Why Contagious Misconduct Can Collapse Firms
Contagious misconduct happens when people see others engaging in unethical behaviour and interpret this as permission to do likewise. The unethical behaviour is seen as more acceptable to the observer than they originally thought.
This has two consequences. Firstly, the boundary between ethically acceptable and ethically unacceptable behaviour becomes blurred. And secondly, the longer this blurring is left unaddressed, the more that ‘what is not acceptable’ boundary moves back.
The result is a growing amount of misconduct, but which is still seen as normal within the firm in question. Eventually, the problem spills out of the firm’s control and outside interventions occur with serious consequences for the firm, both financial and reputational.
Insurance does not have a good track record around contagious misconduct taking hold of market practices. Commissions and performance management have historically been big influences of this happening. And I see some aspects of the sector's digital transformation loading in 'not too distant' problems for insurers: for example, in some claims and counter fraud practices.
So how do you guard against contagious misconduct? Some legal scholars want more academic research into this, for some of the options seem to contradict traditional thinking. So for example, one line of thought says that the more serious the misconduct, the more harsh the punishment. Yet another line of thought says that less serious but more contagious misconduct needs to see the inciter clearly being punished. That’s because the overall influence and impact of the latter is usually much greater than the former.

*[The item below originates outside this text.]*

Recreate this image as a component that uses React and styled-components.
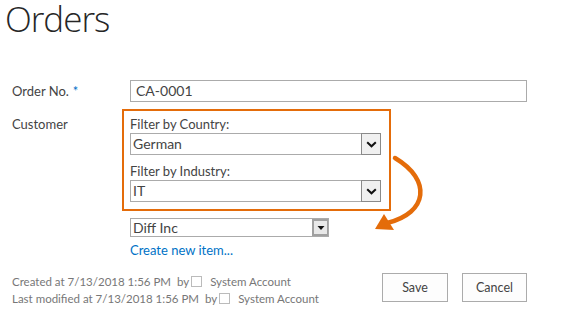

So what can insurers do to address the danger of contagious misconduct? I think these four steps will help a firm to get started:
- work out where your firm’s main exposures to contagious misconduct lie and how wide the gross-net gap could be around current controls.
- bring in training to build knowledge about behavioural patterns like ‘ethical fading’, ‘conformity’ (more here), and rationalisations (excuses people use to justify a poor decision).
- the training then needs to equip people with the skills to recognise and tackle ethical dilemmas. Use simple case studies relevant to the people’s work that show clearly what is acceptable and what is not.
- work with human resource people to find the best way of dealing with ‘inciters’ of contagious misconduct.
I mentioned earlier the slippery slopes that contagious misconduct can set firm on. This happens when that ‘what is not acceptable’ boundary is pushed back too often and too widely. An attitude of almost ‘anything goes’ takes hold. Behavioural patterns embedded in the firm's ethical culture encourage people to turn a blind eye. More and more of the firm’s energy is devoted to sustaining this unreality and defending it against growing voices of concern. In the end, the house of cards collapses and employees, clients, investors and the market overall lose out.
This is why contagious misconduct needs to be taken seriously. It can collapse firms.